His suggestion to fundraisers is also good advice: “Your morale and even sanity will be improved if you don’t expect fairness, justice or rationality--not to mention basic courtesy.” Arm yourself with this book and don’t take rejection so personally again.  I hope that Teitel, whose writing is lucid and lively, will write his next book for funders, counseling them on how to improve their grantmaking process and relationship with grantees. 

Please share your experiences below.



image

Perla Ni, founder and former publisher of the Stanford Social Innovation Review, is the founder and CEO of GreatNonprofits. She is also a co-founder of Grassroots.com.

Chat Bubble Comment

This sounds like a great read - my next step after this comment is to ask our Information Center to get a copy.  The Robert Wood Johnson Foundation is experimenting with different ways to solicit good ideas and make grants—an initial foray in to this arena has been to collaborate with Changemakers to run three online, open-source competitions.  The first launched earlier in January and seeks innovative approaches to prevent and reduce intimate partner violence in the U.S.  We talk more about this on the blog run by our Pioneer Portfolio, which funds innovative ideas that may lead to future breakthroughs in health and health care (http://blogs.rwjf.org/pioneer/).  Our hope is that the Changemakers open-source model will allow us to connect with good ideas from a broader community of change leaders, and ultimately make grants in a quicker, more transparent way.  We’ll see if it works - it’s definitely a departure from our standard RFP solicitations, but we’re excited about the prospects.

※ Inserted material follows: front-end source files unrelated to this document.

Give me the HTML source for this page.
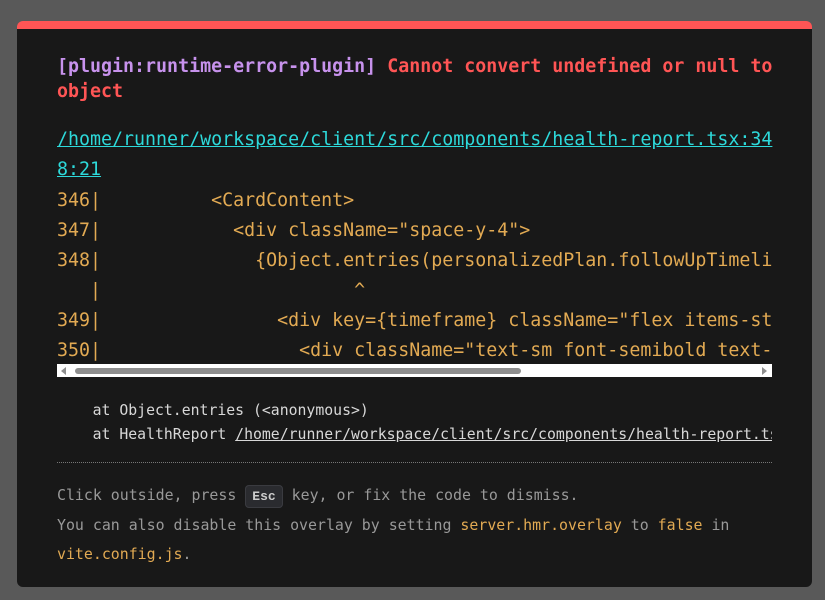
<!DOCTYPE html>
<html><head><meta charset="utf-8"><style>
html,body{margin:0;padding:0;width:825px;height:600px;background:#595959;overflow:hidden}
.card{position:absolute;left:17px;top:21px;width:795px;height:566px;background:#181818;border-radius:6px;border-top:8px solid #ff5555;box-sizing:border-box;font-family:"Liberation Mono",monospace}
.in{position:absolute;left:40px;top:0;width:715px}
.msg{position:absolute;top:25px;font-size:18.3px;line-height:25px;font-weight:bold;color:#ff5555;white-space:pre;margin:0}
.p{color:#c792ec}
.file{position:absolute;top:96px;font-size:18.3px;line-height:30px;color:#2dd9da;text-decoration:underline;white-space:pre;margin:0}
.code{position:absolute;top:157px;width:715px;height:178px;overflow:hidden;font-size:18.3px;line-height:30px;color:#e2aa53;white-space:pre;margin:0}
.sb{position:absolute;top:335px;left:0;width:715px;height:13px;background:#fff}
.th{position:absolute;left:18px;top:4px;width:446px;height:6px;background:#8e8e8e;border-radius:3px}
.al{position:absolute;left:4px;top:3px;width:0;height:0;border-top:4px solid transparent;border-bottom:4px solid transparent;border-right:5px solid #8e8e8e}
.ar{position:absolute;right:5px;top:3px;width:0;height:0;border-top:4px solid transparent;border-bottom:4px solid transparent;border-left:5px solid #8e8e8e}
.stack{position:absolute;top:370px;width:715px;overflow:hidden;font-size:14.8px;line-height:24px;color:#d8d8d8;white-space:pre;margin:0}
.stack u{text-decoration:underline}
.hr{position:absolute;top:433px;width:715px;border-top:1px dotted #777}
.tip{position:absolute;top:452px;font-size:14.9px;line-height:29px;color:#999;white-space:pre;margin:0}
.tip b{font-weight:normal;color:#e2aa53}
kbd{font-family:"Liberation Mono",monospace;font-weight:bold;color:#ccc;background:#2a2b2f;border:1px solid #3a3b40;border-radius:4px;padding:3px 6px;font-size:13px}
</style></head><body>
<div class="card"><div class="in">
<pre class="msg"><span class="p">[plugin:runtime-error-plugin]</span> Cannot convert undefined or null to
object</pre>
<pre class="file">/home/runner/workspace/client/src/components/health-report.tsx:34
8:21</pre>
<pre class="code">346|          &lt;CardContent&gt;
347|            &lt;div className="space-y-4"&gt;
348|              {Object.entries(personalizedPlan.followUpTimeline).map
   |                       ^
349|                &lt;div key={timeframe} className="flex items-start gap-3"&gt;
350|                  &lt;div className="text-sm font-semibold text-primary"&gt;</pre>
<div class="sb"><div class="al"></div><div class="th"></div><div class="ar"></div></div>
<pre class="stack">    at Object.entries (&lt;anonymous&gt;)
    at HealthReport <u>/home/runner/workspace/client/src/components/health-report.tsx:348:21</u></pre>
<div class="hr"></div>
<pre class="tip">Click outside, press <kbd>Esc</kbd> key, or fix the code to dismiss.
You can also disable this overlay by setting <b>server.hmr.overlay</b> to <b>false</b> in
<b>vite.config.js</b>.</pre>
</div></div>
</body></html>
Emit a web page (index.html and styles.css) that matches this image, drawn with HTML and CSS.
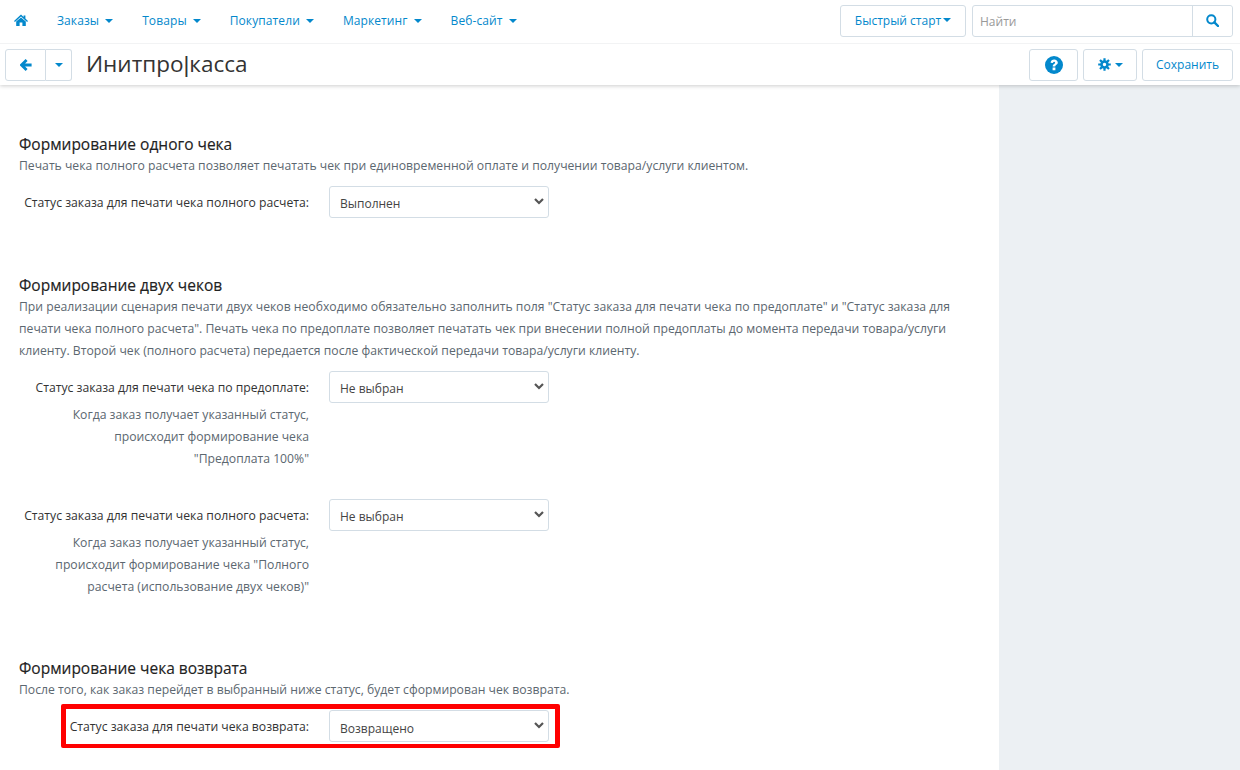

We encourage the SSIR community to check out our Pioneering Ideas blog—any and all feedback and inquiries are welcome!

»» Posted by: Susan Promislo on January 31, 2007 08:26 AM

Chat Bubble Comment

Thanks Susan,

Wow, you guys are the first foundation I know of that runs its own blog.  I just checked it out.  I’m really impressed - you’ve got quite a few of your program officers participating and you’ve got some guest bloggers.  I hope that you’ll do what SSIR does with this blog - which is to market it by also pushing the blog out in its email newsletters. 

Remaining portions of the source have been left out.